First, the administration tore down the campus' historic gates to make it harder for students to control access to the campus. But students quickly built barricades in response to the administration's actions. Then the administration spent $1.5 million to hire a private security company managed by former professional wrestler Chicki Star (ironically, his character was known for using dirty tactics such as sucker punches and double crosses).
The former wrestler placed a "help wanted" ad on his Facebook page for 200 people to work as security guards during the UPR strike. Given the high levels of unemployment on the island, it's not surprising that many young working-class people desperate for work showed up. Almost immediately, there were clashes between the two groups of young people.
The guards were given batons and, in some cases, Taser guns to "protect" public property from the students. Some guards also carried knives, and at least one student was attacked and injured by a guard.
But what the administration and Chicki Star hadn't counted on was that the students knew better than to see the young guards as their enemies. On the second day of the 48-hour stoppage, strike leader Giovanni Roberto got things started with a short speech in which he explained why the student strikers were fighting for demands that also served the interests of the newly hired guards.

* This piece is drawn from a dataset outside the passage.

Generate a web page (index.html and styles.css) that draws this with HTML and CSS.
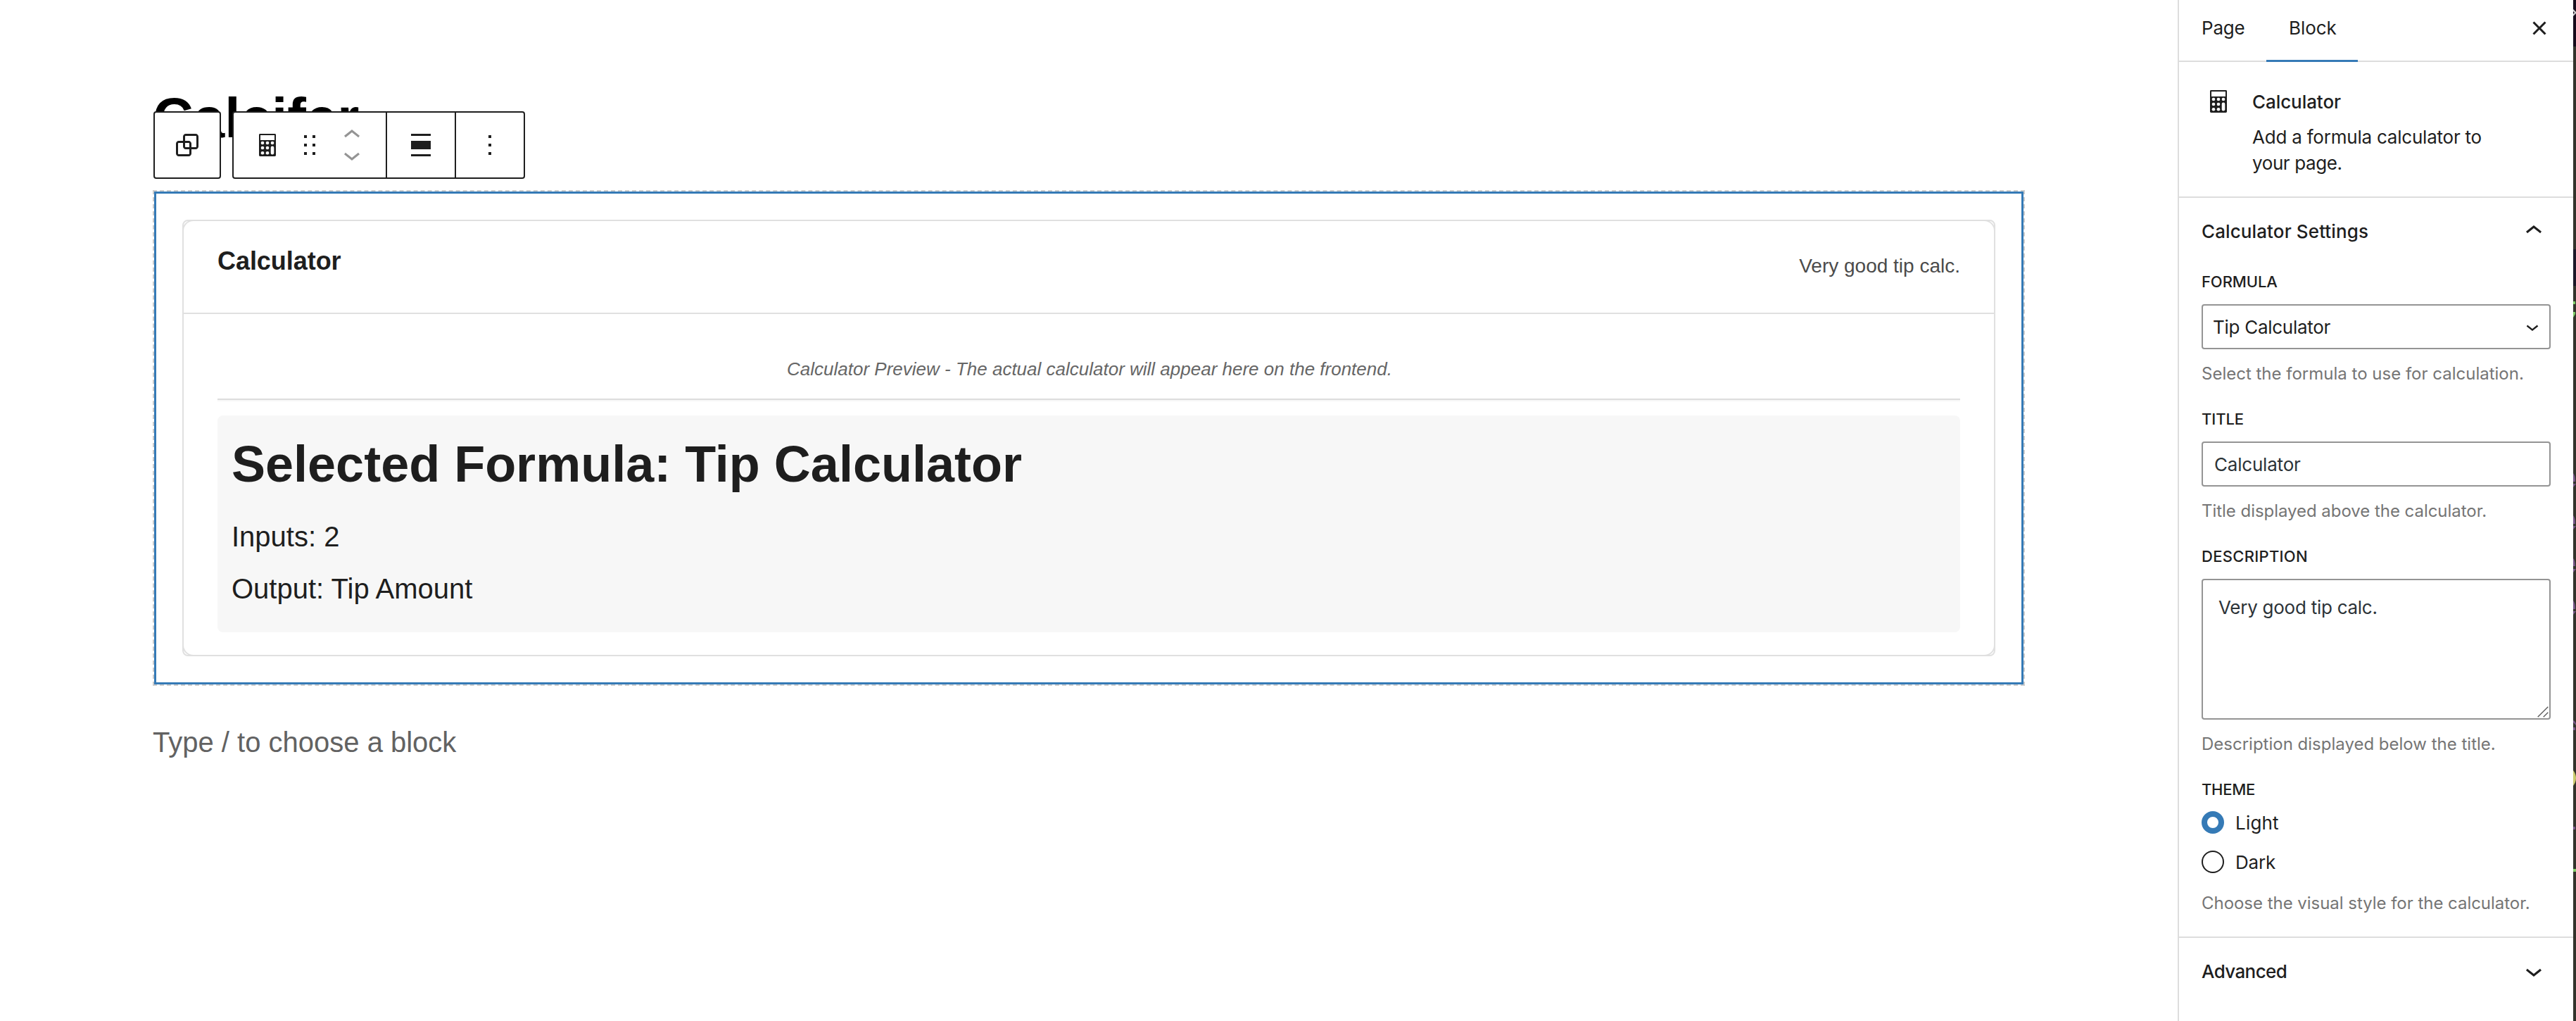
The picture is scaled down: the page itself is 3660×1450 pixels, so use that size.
FILE: index.html
```html
<!DOCTYPE html>
<html lang="en">
<head>
<meta charset="utf-8">
<title>Calcifer</title>
<link rel="stylesheet" href="styles.css">
</head>
<body>
<svg class="defs" width="0" height="0">
  <defs>
    <symbol id="calc" viewBox="0 0 20 20"><path fill="#1e1e1e" fill-rule="evenodd" d="M4.7 2h10.6a.7.7 0 0 1 .7.7v14.6a.7.7 0 0 1-.7.7H4.700a.7.7 0 0 1-.7-.7V2.700A.7.7 0 0 1 4.700 2zM5 3v3.500h10V3z"/><g fill="#fff"><circle cx="6.500" cy="8.500" r="1.150"/><circle cx="10" cy="8.500" r="1.150"/><circle cx="13.500" cy="8.500" r="1.150"/><circle cx="6.500" cy="12" r="1.150"/><circle cx="10" cy="12" r="1.150"/><circle cx="6.500" cy="15.600" r="1.150"/><circle cx="10" cy="15.600" r="1.150"/><rect x="12.350" y="10.700" width="2.300" height="6.100" rx="1.150"/></g></symbol>
    <symbol id="up" viewBox="0 0 24 24"><path d="M6.500 12.400L12 8l5.500 4.400-.9 1.200L12 10l-4.500 3.600-1-1.200z"/></symbol>
    <symbol id="down" viewBox="0 0 24 24"><path d="M17.500 11.600L12 16l-5.500-4.400.9-1.200L12 14l4.500-3.600 1 1.200z"/></symbol>
  </defs>
</svg>

<main class="editor">
  <h1 class="page-title">Calcifer</h1>

  <div class="toolbar">
    <div class="toolbar-group toolbar-cell">
      <svg class="icon" viewBox="0 0 24 24"><path d="M18 4h-7c-1.100 0-2 .9-2 2v3H6c-1.100 0-2 .9-2 2v7c0 1.100.9 2 2 2h7c1.100 0 2-.9 2-2v-3h3c1.100 0 2-.9 2-2V6c0-1.100-.9-2-2-2zm-4.500 14c0 .3-.2.5-.5.5H6c-.3 0-.5-.2-.5-.5v-7c0-.3.2-.5.5-.5h3V13c0 1.100.9 2 2 2h2.500v3zm0-4.500H11c-.3 0-.5-.2-.5-.5v-2.500H13c.3 0 .5.2.5.5v2.500zm5-.5c0 .3-.2.5-.5.5h-3V11c0-1.100-.9-2-2-2h-2.500V6c0-.3.2-.5.5-.5h7c.3 0 .5.2.5.5v7z"/></svg>
    </div>
    <div class="toolbar-group">
      <div class="toolbar-block">
        <svg class="dashicon"><use href="#calc"/></svg>
        <svg class="icon drag" viewBox="0 0 24 24"><path d="M8 7h2V5H8v2zm0 6h2v-2H8v2zm0 6h2v-2H8v2zm6-14v2h2V5h-2zm0 8h2v-2h-2v2zm0 6h2v-2h-2v2z"/></svg>
        <svg class="movers" viewBox="0 0 24 38"><path d="M6.500 12.400L12 8l5.500 4.400-.9 1.200L12 10l-4.500 3.600-1-1.200z"/><path transform="translate(0 14)" d="M17.500 11.600L12 16l-5.500-4.400.9-1.200L12 14l4.500-3.600 1 1.200z"/></svg>
      </div>
      <div class="toolbar-cell divided"><svg class="icon" viewBox="0 0 24 24"><path d="M5 4h14v1.500H5zM5 9h14v6H5zM5 18.500h14V20H5z"/></svg></div>
      <div class="toolbar-cell divided"><svg class="icon" viewBox="0 0 24 24"><path d="M11 5h2v2h-2zM11 11h2v2h-2zM11 17h2v2h-2z"/></svg></div>
    </div>
  </div>

  <section class="block">
    <div class="block-focus">
      <div class="calc-wrap">
        <div class="calc-card">
          <header class="calc-head">
            <h2 class="calc-title">Calculator</h2>
            <p class="calc-desc">Very good tip calc.</p>
          </header>
          <div class="calc-body">
            <p class="preview-note">Calculator Preview - The actual calculator will appear here on the frontend.</p>
            <div class="rule"></div>
            <div class="summary">
              <h3 class="formula">Selected Formula: Tip Calculator</h3>
              <p class="line">Inputs: 2</p>
              <p class="line">Output: Tip Amount</p>
            </div>
          </div>
        </div>
      </div>
    </div>
  </section>

  <p class="placeholder">Type / to choose a block</p>
</main>

<aside class="sidebar">
  <nav class="tabs">
    <span class="tab">Page</span>
    <span class="tab tab-active">Block</span>
    <svg class="icon close" viewBox="0 0 24 24"><path d="M12 13.060l3.712 3.713 1.061-1.060L13.061 12l3.712-3.712-1.060-1.060L12 10.938 8.288 7.227l-1.061 1.060L10.939 12l-3.712 3.712 1.060 1.061L12 13.061z"/></svg>
  </nav>

  <div class="block-card">
    <div class="card-icon"><svg class="dashicon"><use href="#calc"/></svg></div>
    <div>
      <h2 class="card-title">Calculator</h2>
      <p class="card-text">Add a formula calculator to <span class="tight">your page.</span></p>
    </div>
  </div>

  <section class="panel">
    <div class="panel-head"><h2 class="panel-title settings">Calculator Settings</h2><svg class="icon"><use href="#up"/></svg></div>
    <div class="field">
      <div class="label formula-label">Formula</div>
      <div class="control select"><span>Tip Calculator</span><svg class="select-arrow"><use href="#down"/></svg></div>
      <p class="help">Select the formula to use for calculation.</p>
    </div>
    <div class="field">
      <div class="label">Title</div>
      <div class="control input">Calculator</div>
      <p class="help help-title">Title displayed above the calculator.</p>
    </div>
    <div class="field">
      <div class="label desc-label">Description</div>
      <div class="control textarea">Very good tip calc.<svg class="grip" viewBox="0 0 16 16"><path d="M.7 15.300L15.300.7M8.700 15.300l6.600-6.600"/></svg></div>
      <p class="help help-desc">Description displayed below the title.</p>
    </div>
    <div class="field">
      <div class="label theme-label">Theme</div>
      <div class="radios">
        <div class="radio"><span class="dot dot-on"></span><span class="radio-text light">Light</span></div>
        <div class="radio"><span class="dot"></span><span class="radio-text dark">Dark</span></div>
      </div>
      <p class="help help-theme">Choose the visual style for the calculator.</p>
    </div>
  </section>

  <section class="panel">
    <div class="panel-head"><h2 class="panel-title advanced">Advanced</h2><svg class="icon"><use href="#down"/></svg></div>
  </section>
</aside>

<svg class="edge" viewBox="0 0 4 1450">
  <rect width="4" height="1450" fill="#33332b"/>
  <rect width="4" height="66" fill="#160b1b"/>
  <rect y="354" width="4" height="52" fill="#1b1828"/>
  <path d="M0 13l4 4v2l-4 4v-3l2-2-2-2z" fill="#d0d0d0"/>
  <g fill="#80cc68"><path d="M0 428h3v4H0zM0 443h3v3l-3 5zM0 1234h4v4H0z"/></g>
  <g fill="#755585"><path d="M0 672q3 3 3 12H0zM0 687h4l-4 5zM0 732q3 3 3 12H0zM0 747h4l-4 5zM0 793q3 3 3 11H0zM0 808h4l-4 5zM0 853q3 3 3 12H0zM0 868h4l-4 5zM0 1023q3 1 4 5v2L0 1026zM0 1033h3v4H0zM0 1174h3v4H0z"/></g>
  <path d="M0 1094q4 5 4 11t-4 11z" fill="#cccb70"/>
</svg>
</body>
</html>
```
FILE: styles.css
```css
* { box-sizing: border-box; }
body {
  margin: 0;
  width: 3660px;
  height: 1450px;
  display: flex;
  overflow: hidden;
  background: #fff;
  color: #1e1e1e;
  font-family: "Liberation Sans", Arial, sans-serif;
}
h1, h2, h3, p { margin: 0; }
svg { display: block; flex: none; fill: #1e1e1e; }
.defs { position: absolute; }
.icon { width: 48px; height: 48px; }
.dashicon { width: 40px; height: 40px; }

/* Editor canvas */
.editor { position: relative; flex: 1; padding: 120px 217px 0; }
.page-title { font-size: 80px; line-height: 96px; color: #000; }

.toolbar { position: absolute; left: 218px; top: 158px; display: flex; gap: 16px; }
.toolbar-group {
  display: flex;
  height: 96px;
  background: #fff;
  border: 2px solid #1e1e1e;
  border-radius: 4px;
}
.toolbar-cell { width: 96px; display: flex; align-items: center; justify-content: center; }
.divided { width: 98px; border-left: 2px solid #1e1e1e; }
.toolbar-block { width: 216px; padding-left: 28px; display: flex; align-items: center; }
.drag { margin: 0 12px 0 16px; }
.movers { width: 48px; height: 76px; fill: #949494; }

.block { margin-top: 54px; width: 2660px; height: 704px; border: 2px dashed #ccc; }
.block-focus { height: 100%; padding: 37px; border: 3px solid #357ab6; }
.calc-wrap { height: 100%; border: 2px solid #e0e0e0; border-radius: 8px; }
.calc-card { height: 100%; border-radius: 14px; box-shadow: 0 0 0 2px #e0e0e0; }
.calc-head {
  display: flex;
  justify-content: space-between;
  height: 132px;
  padding: 0 48px;
  border-bottom: 2px solid #e0e0e0;
}
.calc-title { padding-top: 35px; font-size: 36px; line-height: 44px; letter-spacing: -.05px; }
.calc-desc { padding-top: 44px; font-size: 28px; line-height: 40px; color: #4b4b4b; }
.calc-body { padding: 60px 48px 32px; }
.preview-note { padding-left: 2px; font-size: 26px; line-height: 36px; font-style: italic; text-align: center; color: #666; }
.rule { height: 4px; margin: 24px 0 20px; background: #f7f7f7; border-top: 2px solid #ddd; }
.summary { height: 308px; padding: 27px 20px 0; background: #f7f7f7; border-radius: 8px; }
.formula { margin-bottom: 24px; font-size: 72px; line-height: 84px; }
.line { font-size: 40px; line-height: 74px; }
.placeholder { margin-top: 50px; font-size: 40px; line-height: 60px; color: #626262; }

/* Settings sidebar */
.sidebar {
  width: 562px;
  border-left: 2px solid #ddd;
  font-family: Inter, "Noto Sans", sans-serif;
  font-size: 26px;
}
.tabs { display: flex; height: 88px; border-bottom: 2px solid #ddd; }
.tab { width: 124px; height: 88px; padding: 24px 0 0 32px; line-height: 32px; letter-spacing: -.2px; }
.tab-active { width: 130px; border-bottom: 3px solid #357ab6; letter-spacing: -.06px; }
.close { margin: 16px 24px 0 auto; }
.block-card { display: flex; gap: 24px; height: 193px; padding: 32px; border-bottom: 2px solid #ddd; }
.card-icon { width: 48px; height: 48px; display: flex; align-items: center; justify-content: center; }
.card-title { margin: 7px 0 13px; font-size: 26px; font-weight: 500; line-height: 36px; letter-spacing: -.07px; }
.card-text { width: 350px; line-height: 37px; letter-spacing: -.22px; }
.tight { letter-spacing: -.4px; }

.panel { padding: 29px 32px 30px; border-bottom: 2px solid #ddd; }
.panel:last-child { border-bottom: 0; }
.panel-head { height: 36px; display: flex; align-items: center; justify-content: space-between; }
.panel-title { padding-top: 2px; font-size: 26px; font-weight: 500; line-height: 36px; }
.settings { letter-spacing: .11px; }
.advanced { letter-spacing: -.6px; }
.field { margin-top: 31px; }
.panel-head + .field { margin-top: 38px; }
.label { font-size: 22px; font-weight: 500; line-height: 32px; text-transform: uppercase; letter-spacing: -.1px; }
.desc-label { letter-spacing: .29px; }
.theme-label { letter-spacing: -.27px; }
.control {
  height: 64px;
  margin-top: 16px;
  border: 2px solid #949494;
  border-radius: 4px;
  line-height: 62px;
  letter-spacing: -.2px;
}
.select { display: flex; align-items: center; justify-content: space-between; padding: 0 6px 0 14px; letter-spacing: -.28px; }
.select span { padding-top: 1px; }
.select-arrow { width: 36px; height: 36px; }
.input { padding-left: 16px; color: #2c3338; }
.textarea { position: relative; height: 200px; padding: 21px 22px; line-height: 36px; letter-spacing: -.26px; color: #2c3338; }
.grip { position: absolute; right: 1px; bottom: 1px; width: 16px; height: 16px; fill: none; stroke: #555; stroke-width: 1.3; }
.help { margin-top: 18px; font-size: 24px; line-height: 34px; color: #757575; }
.help-title { letter-spacing: -.04px; }
.help-theme { margin-top: 26px; letter-spacing: -.035px; }
.radios { display: grid; gap: 24px; margin-top: 15px; }
.radio { display: flex; align-items: center; gap: 16px; height: 32px; line-height: 32px; }
.radio-text { padding-top: 2px; }
.dot { width: 32px; height: 32px; border: 2px solid #1e1e1e; border-radius: 50%; }
.dot-on { border: 8px solid #357ab6; }
.light { letter-spacing: .2px; }
.dark { letter-spacing: -.19px; }

/* Window behind, visible along the right edge */
.edge { width: 4px; height: 1450px; }
```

"If we win this strike, we all win--because we will have made this university more accessible to us, to you and to your brothers and sisters," said Roberto. "Everyone will have a chance for a [better] future." The episode ended with many students and guards shaking hands and hugging each other as they forged a peace based on their shared interests.
Moments later, the young guards were replaced by a different--and evidently older--group of guards. An executive officer from Capitol Security Services, the independent contractor in charge of campus security, explained that the guards had been changed "because they suffered from Stockholm Syndrome," a psychological condition in which hostages tend to sympathize with their captors after an extended period of time. The man did not explain how such a condition could relate to the situation at the UPR or how he had reached that conclusion.
THE ADMINISTRATION is resorting to hardball tactics to try to intimidate, demoralize and isolate strike leaders. So far, there have been expulsions of students and arrests at several campuses. In Aguadilla, student activist Ovidio Efraín López Alers, a member of the Organización Socialista Internacional, was arrested and is now facing charges.
Though the university has tried to blame students for a couple episodes of violence and damage to public property, it's the administration that has done far more damage to the campus--by removing campus gates in Río Piedras and Bayamón, for example.
After students ended their 48-hour strike in Río Piedras, riot police occupied the campus, and it now remains under police control. This is the first time police have occupied the campus since the student strikes of the early 1980s, when riot police broke up a student assembly at gunpoint and then went on a rampage that left hundreds injured on campus and in the surrounding neighborhood.
After the police riot, the university adopted a non-confrontation policy that kept police from entering campus--until now.
But the university's attempts at intimidation have so far failed to stop the sutdents. Not only did the strike spread to a total of six campuses, but students already have pledged to begin an indefinite strike on December 15 unless and until the fee is rescinded. Public-sector unions are calling for a December 12 march to defend the university.
In addition, UPR professors held a December 9 assembly and decided to stop performing any professional duties until police leave the campus. The professors also passed a resolution insisting that the administration place a moratorium on the fee and agree to negotiate with the students. However, they are also asking the students to postpone the strike so negotiations can take place.
But the university has shown that it has no interest in good-faith negotiations. Case in point: The administration has repeatedly lied to students about the university's finances as it made its case for the tuition hike, making it practically impossible to have meaningful dialogue about resolving the crisis.
The administration told students that the $800 fee was necessary as collateral for a credit line of $100 million with Puerto Rico's Banco Gubernamental de Fomento (Government Development Bank, or BGF by its initials in Spanish). But a letter from the BGF now in the possession of student leaders directly contradicts this, stating that the collateral for the credit line is actually money owed to UPR by government agencies that have contracted with the university.
This is merely the latest in a series of lies told by the UPR administration--which explains why its credibility among students and in the broader population is practically nil.
The struggle of students in Puerto Rico is just one link in a chain of global protests against austerity measures. After bailing out the global financial system to the tune of trillions of dollars, governments around the world are trying to force students and workers to pay for the crisis.
Puerto Rico's government has imposed a $140 million cut on UPR, showing that it feels no shame at making the workers and the poor pay for the government's own mismanagement. Now, it's up to students, faculty and university workers to refuse to pay for a crisis that they had no hand in creating.